Public Defender Service calls in the QCs

Department of the Legal Aid Agency takes on three more QCs to solve legal aid problems for the Ministry of Justice.

GraylingThe legal aid reforms in England and Wales have been a pressing issue over the past several months. At start of this year, the nation witnessed barristers strike for the first time in history. The action was taken in the face of the current government’s plans to cut legal aid by a further 30 per cent. This rare occasion was done in fear that the profession’s best talent would not be sustained by the reduction in funding and would therefore put the criminal justice system at risk.

More recently the OpCotton case, concerning conspiracy to defraud, had a Crown Court decision to stay the trial overturned in the Court of Appeal. Had the appeal been successful, the defendants would have been acquitted as a direct consequence of the Bar’s resistance to the new fee structure under the reform of legal aid.

The latest development is that the Public Defender Service (PDS), set up in 2001 as part of the Legal Aid Agency, has employed three more QCs in a suspected bid by the Ministry of Justice to tackle the issue of fees for a Very High Costs Case (VHCC) like the OpCotton trial above. Their hope is to fill the gap created by the Bar’s refusal to take cases since the cuts to legal aid were introduced, and to prevent major fraud trials from being dropped due to unrepresented defendants.

The new recruits include former leader of the South-Eastern circuit and member of London’s Fountain Court Chambers Stephen Leslie QC, Andrew Lamb QC from Blacks Chambers, Edinburgh and John Burton from 3 Temple Gardens, London. Leslie and Lamb have joined this week while Burton will join in August. Taking the three new QCs into account, this brings the total number of QCs employed by the PDS to seven. The service also employs 18 junior advocates.

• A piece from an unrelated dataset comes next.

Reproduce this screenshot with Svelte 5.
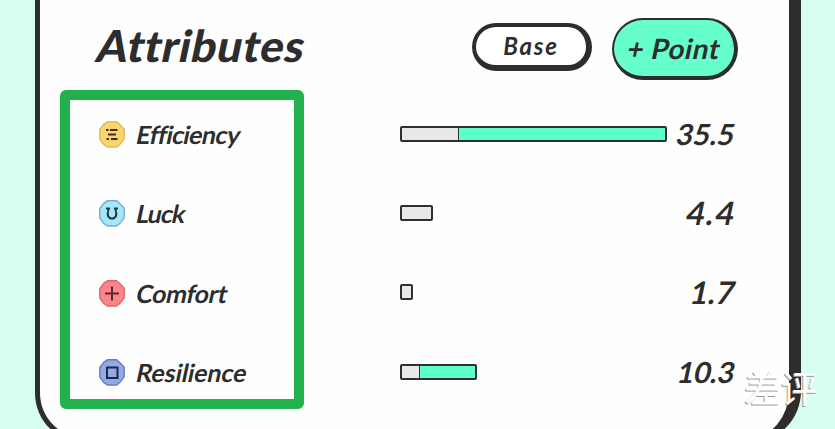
<script>
  const rows = [
    { name: 'Efficiency', value: '35.5', base: 56, extra: 207, spacing: -0.6, gap: 0.2, size: 29, icon: 'lines', fill: '#f8d66b', rim: '#dfb95b' },
    { name: 'Luck', value: '4.4', base: 29, extra: 0, spacing: -1, gap: 1.6, size: 32, icon: 'shoe', fill: '#a2e8f7', rim: '#77abd5' },
    { name: 'Comfort', value: '1.7', base: 9, extra: 0, spacing: -0.4, gap: 0.4, size: 31, icon: 'plus', fill: '#fc858a', rim: '#d9686d' },
    { name: 'Resilience', value: '10.3', base: 17, extra: 56, spacing: -0.1, gap: -0.1, size: 29, icon: 'square', fill: '#92aaea', rim: '#5f7fc0' }
  ];
</script>

<div class="page">
  <section class="card">
    <header>
      <h1>Attributes</h1>
      <button class="base">Base</button>
      <button class="point"><span class="slant">+ Point</span></button>
    </header>
    <ul>
      {#each rows as row}
        <li>
          <svg class="icon" viewBox="0 0 26 27" aria-hidden="true">
            <path d="M8.5 .8h9l3 2.5 4.700 5v9.500l-4.200 5.500-3.500 2.700h-9L4.500 23.300.8 18V8.500l4-5.200z" fill={row.fill} stroke={row.rim} stroke-width="1.4" />
            {#if row.icon === 'lines'}
              <path d="M7 9h2.500M11 9h7.500M9 13.500h8M7.500 18h2.500M12 18h6.500" stroke="#50251f" stroke-width="2" />
            {:else if row.icon === 'shoe'}
              <path d="M7 8.500h4M15 8.500h4M9.300 8.500v2c-1.500 4-.2 8 3.700 8s5.200-4 3.700-8v-2" fill="none" stroke="#233b45" stroke-width="2" />
            {:else if row.icon === 'plus'}
              <path d="M13 6.500v14M6 13.500h14" stroke="#572b2d" stroke-width="2" />
            {:else}
              <rect x="8" y="8.500" width="10.500" height="10.500" fill="none" stroke="#20283d" stroke-width="2" />
            {/if}
          </svg>
          <span class="name"><span class="slant" style:letter-spacing="{row.spacing}px">{row.name}</span></span>
          <span class="track">
            <span class="bar">
              <span class="grey" style:width="{row.base}px"></span>
              {#if row.extra}<span class="mint" style:width="{row.extra}px"></span>{/if}
            </span>
          </span>
          <span class="value slant" style:font-size="{row.size}px" style:letter-spacing="{row.gap}px" style:margin-right="{-row.gap}px">{row.value}</span>
        </li>
      {/each}
    </ul>
  </section>
  <div class="frame"></div>
  <div class="mark">差评</div>
</div>

<style>
  :global(body) { margin: 0; }
  .page {
    position: relative;
    width: 835px;
    height: 429px;
    overflow: hidden;
    background: #d5fdf1;
    font-family: Lato, "Noto Sans CJK SC", sans-serif;
    font-weight: 700;
    color: #2d2d2d;
  }
  .card {
    box-sizing: border-box;
    width: 766px;
    height: 443px;
    margin-left: 35px;
    padding: 18px 54px 0 59px;
    background: #fefefe;
    border: solid #2d2d2b;
    border-width: 0 12px 5px 5px;
    border-radius: 0 0 52px 50px;
  }
  .slant { display: inline-block; transform: skewX(-12deg); }
  header { display: flex; align-items: flex-start; height: 77px; }
  h1 {
    margin: 1px auto 0 -1px;
    font-size: 44px;
    line-height: 53px;
    font-weight: 900;
    letter-spacing: 0.750px;
    white-space: nowrap;
    transform: skewX(-12deg);
  }
  button {
    box-sizing: border-box;
    padding: 0;
    font: inherit;
    color: inherit;
    border: solid #2d2d2d;
    white-space: nowrap;
    text-align: center;
  }
  .base {
    width: 120px;
    height: 48px;
    margin: 5px 20px 0 0;
    background: #fff;
    border-width: 4px 6px 6px 4px;
    border-radius: 24px;
    font-size: 24px;
    font-style: italic;
    line-height: 36px;
    letter-spacing: 1.800px;
  }
  .point {
    width: 126px;
    height: 62px;
    background: #66ffcc;
    border-width: 2px 4px 4px 2px;
    border-radius: 31px;
    font-size: 28px;
    line-height: 53px;
    letter-spacing: 0.500px;
    margin-right: -3px;
  }
  ul { margin: 0; padding: 0; list-style: none; }
  li { display: flex; align-items: center; height: 79.300px; }
  .icon { width: 26px; height: 27px; flex: none; }
  .name { width: 264px; padding-left: 12px; margin-right: -1px; margin-bottom: 1px; font-size: 25px; line-height: 30px; }
  .track { display: flex; flex: none; width: 267px; margin-bottom: 2px; }
  .bar {
    display: flex;
    box-sizing: border-box;
    height: 16px;
    border: 2px solid #2d302f;
    border-radius: 2px;
  }
  .grey { background: #e8e8e8; }
  .mint { box-sizing: border-box; background: #5dffca; border-left: 1.500px solid #2d302f; }
  .value { margin: -2px 0 0 auto; line-height: 34px; }
  .frame {
    position: absolute;
    box-sizing: border-box;
    left: 60px;
    top: 90px;
    width: 244px;
    height: 319px;
    border: 10px solid #22b14c;
    border-radius: 6px;
  }
  .mark {
    position: absolute;
    left: 744px;
    top: 360px;
    font: 400 37px/54px "Noto Sans CJK SC", sans-serif;
    color: #fff;
    text-shadow: -1px 1px 0 #999;
  }
</style>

Nigel Lithman QC, chair of the Criminal Bar Association, has suggested that the way VHCCs are paid for may also be revised and that a ‘large group’ of counsel dealing in VHCCs has been called together by the chair of the Bar Council to ‘road-test any proposals’.

Ultimately, Lithman believes ‘real progress’ will only happen once the Bar and Lord Chancellor Chris Grayling resume discussions on how to find a solution to this challenging dilemma.